We huff and puff up the meandering steps to the top. We stop at the sprawling Dafo monastery, light incense sticks, and proceed. Just as we turn the bend, the Buddha’s smiling visage comes into view. We are awestruck by the sheer scale of this Buddha. Having visited hundreds of Buddhist shrines all over the world, I have seen many huge Buddhas, seated in meditation, standing upright and even reclining when there is not enough vertical space, but the Leshan Buddha trumps all of them. We learn later that it is indeed the world’s largest Buddha. Heavy-lidded and with an inscrutable smile, this 71-metre giant watches over the confluence of three rivers—Minjiang, Dadu and Qingyi.

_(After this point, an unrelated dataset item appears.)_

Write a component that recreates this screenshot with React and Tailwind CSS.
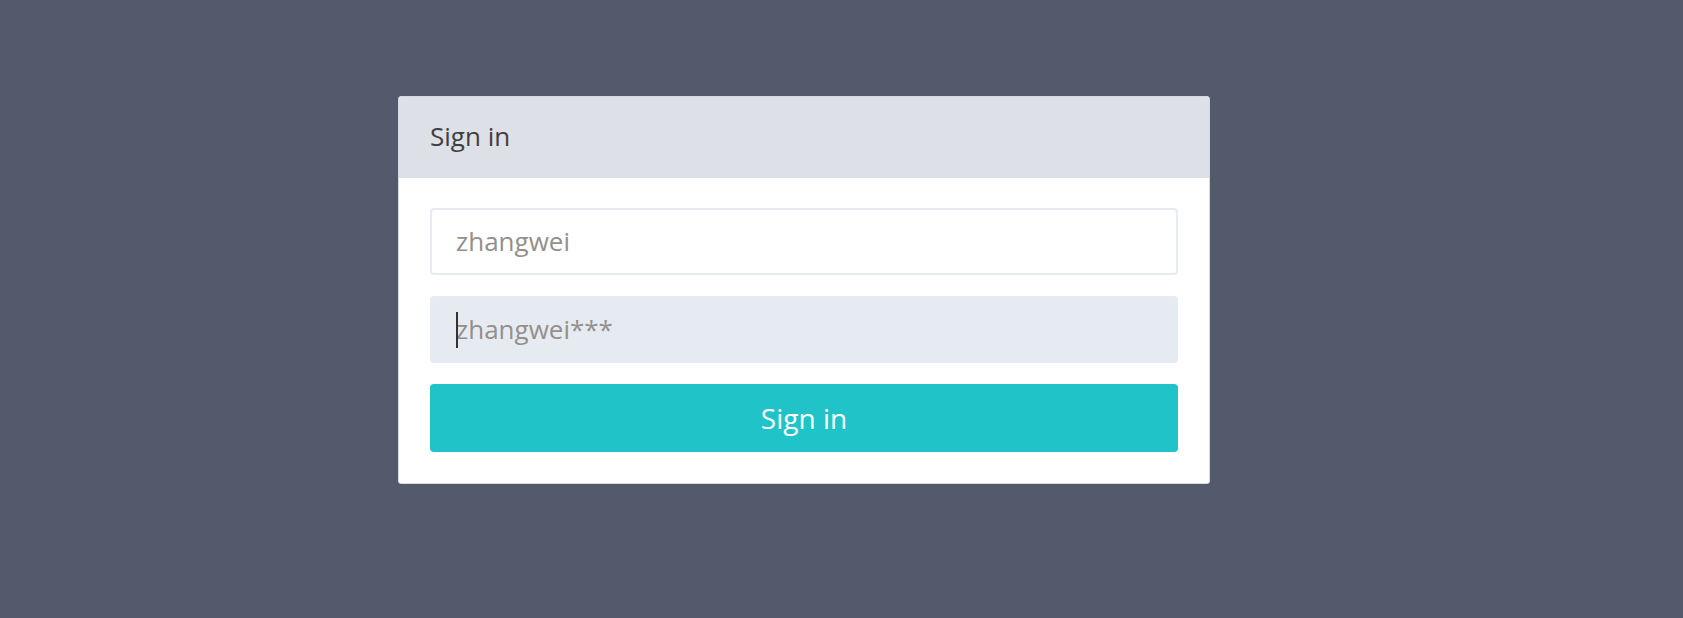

The inscrutable Leshan Buddha
Like all such places, this too has a local legend. During the Tang dynasty—yes, you read that right, not Ming, not Qing, but Tang—in the eighth century, a monk called Hai Tong began carving this giant statue to appease the raging rivers that routinely capsized villagers’ boats. Although the carving lasted all of ninety years, longer than Hai Tong’s time, the giant Buddha did take care of the problem. Of course, it would. All that debris from the carving was dumped directly into the confluence below, stemming its flow and turning it into a tame and stagnant pool where tourist boats now float listlessly.